All kidding aside, it’s important to remember boundaries. Some wild creatures have rabies and/or they might try to eat us when they get bigger. I’ve never wanted to hug my muskrats, but until a few years ago I didn’t realize just how much seeing them in the spring meant to me. There was a “drought” period of about five years before this year, when our pond and its banks were not inhabited by muskrats. In fact, except for the ducks and geese, not a lot was happening. (Except for those damn frogs singing their little lungs out EVERY night!)

I’ve learned that it’s natural for muskrat populations to ebb and flow, but our pond was “sick” with too much duckweed and filamentous algae choking off the pond’s oxygen. A few years ago, we and our pond neighbors began a maintenance program to control the unhealthy growth of algae and problem plants. We’ve taken turns tooling around in a paddle boat and spraying approved chemicals in the water; also, my husband and I — with assistance from our city’s water management team — replaced most of the scrubby dirt and weeds on our bank with good black dirt and native plants that filter out an abundance of nutrients that can lead to a mucky, pea-green soupy pond.

Hallelujah! My muskrats have returned! And, I feel like jitterbugging with them. 😉

Here are some fun facts about these furry cuties:

  • They are cousins to beavers.
  • They are meticulous about keeping their burrows clean.
  • Adult females can have two or three litters of up to 10 young each summer.
  • They can stay under water for more than 15 minutes.
  • They assist with wetland management by eating invasive marsh plants called phragmites. They eat roots, stems, leaves and fruits of many water plants, as well as small fish, clams, snails and turtles. (Just the other day, I saw either Sally or Sam Muskrat “cleaning up” along the bottom of our bank. I imagine he/she was feeling very fond about me too, for the many snails I left there when I raked out some water ferns that were growing too abundantly.)
  • They do not store food over the winter but huddle together for warmth, and sometimes eat the insides of their push-ups (mounds of vegetation and mud). They may even share their cousins’ dams.
  • They build feeding platforms in wetlands, which help maintain open areas for aquatic birds.

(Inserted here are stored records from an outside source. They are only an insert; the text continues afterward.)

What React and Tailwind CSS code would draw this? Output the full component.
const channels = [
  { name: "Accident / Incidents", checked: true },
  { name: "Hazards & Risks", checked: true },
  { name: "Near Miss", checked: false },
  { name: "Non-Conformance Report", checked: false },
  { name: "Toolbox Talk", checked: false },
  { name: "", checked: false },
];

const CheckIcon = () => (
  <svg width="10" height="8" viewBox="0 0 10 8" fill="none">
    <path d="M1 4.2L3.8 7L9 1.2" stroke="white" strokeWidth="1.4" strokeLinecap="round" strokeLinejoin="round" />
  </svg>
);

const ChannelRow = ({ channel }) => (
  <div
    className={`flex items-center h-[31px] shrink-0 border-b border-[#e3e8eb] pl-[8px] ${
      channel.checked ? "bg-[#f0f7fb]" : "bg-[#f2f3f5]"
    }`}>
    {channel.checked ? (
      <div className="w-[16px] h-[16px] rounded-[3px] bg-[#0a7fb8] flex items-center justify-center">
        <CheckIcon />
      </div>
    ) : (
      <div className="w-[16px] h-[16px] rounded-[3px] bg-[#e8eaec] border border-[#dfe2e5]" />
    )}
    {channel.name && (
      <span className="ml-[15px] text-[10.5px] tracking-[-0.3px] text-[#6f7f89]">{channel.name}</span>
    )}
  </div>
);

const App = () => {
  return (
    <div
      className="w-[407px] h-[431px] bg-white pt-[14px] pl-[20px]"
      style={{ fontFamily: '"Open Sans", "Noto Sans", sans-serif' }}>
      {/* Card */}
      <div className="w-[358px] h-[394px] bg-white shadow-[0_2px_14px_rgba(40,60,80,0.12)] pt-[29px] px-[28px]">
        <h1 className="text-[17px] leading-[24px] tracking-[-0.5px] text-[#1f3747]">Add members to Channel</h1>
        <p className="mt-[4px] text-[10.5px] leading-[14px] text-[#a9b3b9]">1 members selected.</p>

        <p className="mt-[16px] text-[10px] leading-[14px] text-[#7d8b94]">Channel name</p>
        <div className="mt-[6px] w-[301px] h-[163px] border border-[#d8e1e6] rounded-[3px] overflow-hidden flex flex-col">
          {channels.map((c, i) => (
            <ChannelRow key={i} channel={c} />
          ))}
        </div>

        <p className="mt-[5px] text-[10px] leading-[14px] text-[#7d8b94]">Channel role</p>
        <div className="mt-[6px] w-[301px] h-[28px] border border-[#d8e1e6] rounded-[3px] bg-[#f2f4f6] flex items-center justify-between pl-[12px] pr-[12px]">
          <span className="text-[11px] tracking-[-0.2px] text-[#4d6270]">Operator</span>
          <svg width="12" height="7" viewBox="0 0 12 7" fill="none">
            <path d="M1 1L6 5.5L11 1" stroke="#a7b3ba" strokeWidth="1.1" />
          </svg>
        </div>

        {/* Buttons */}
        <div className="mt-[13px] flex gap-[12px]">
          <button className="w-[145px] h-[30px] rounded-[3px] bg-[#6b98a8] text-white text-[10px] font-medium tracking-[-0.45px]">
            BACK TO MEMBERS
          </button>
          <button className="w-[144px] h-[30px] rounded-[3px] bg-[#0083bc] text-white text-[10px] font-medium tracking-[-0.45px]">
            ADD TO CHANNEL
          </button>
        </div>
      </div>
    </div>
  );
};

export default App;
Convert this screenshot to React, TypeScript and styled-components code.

So, it turns out that I’m not the only one that has a thing for muskrats … Rocky Raccoon has become smitten with Suzie Muskrat! In fact, here he is peeking in on Suzie and Sam “whirlin’ and twirlin’ the tango.”

Rocky can't believe that he's lost his gal to another critter!
Rocky can’t believe that he’s lost his gal to another critter!

Be careful, Sam! He’s packin’ a gun! (Remember that song by the Beatles? I definitely DID NOT like that one and am so glad that it’s not a pesky earworm like “Muskrat Love.”)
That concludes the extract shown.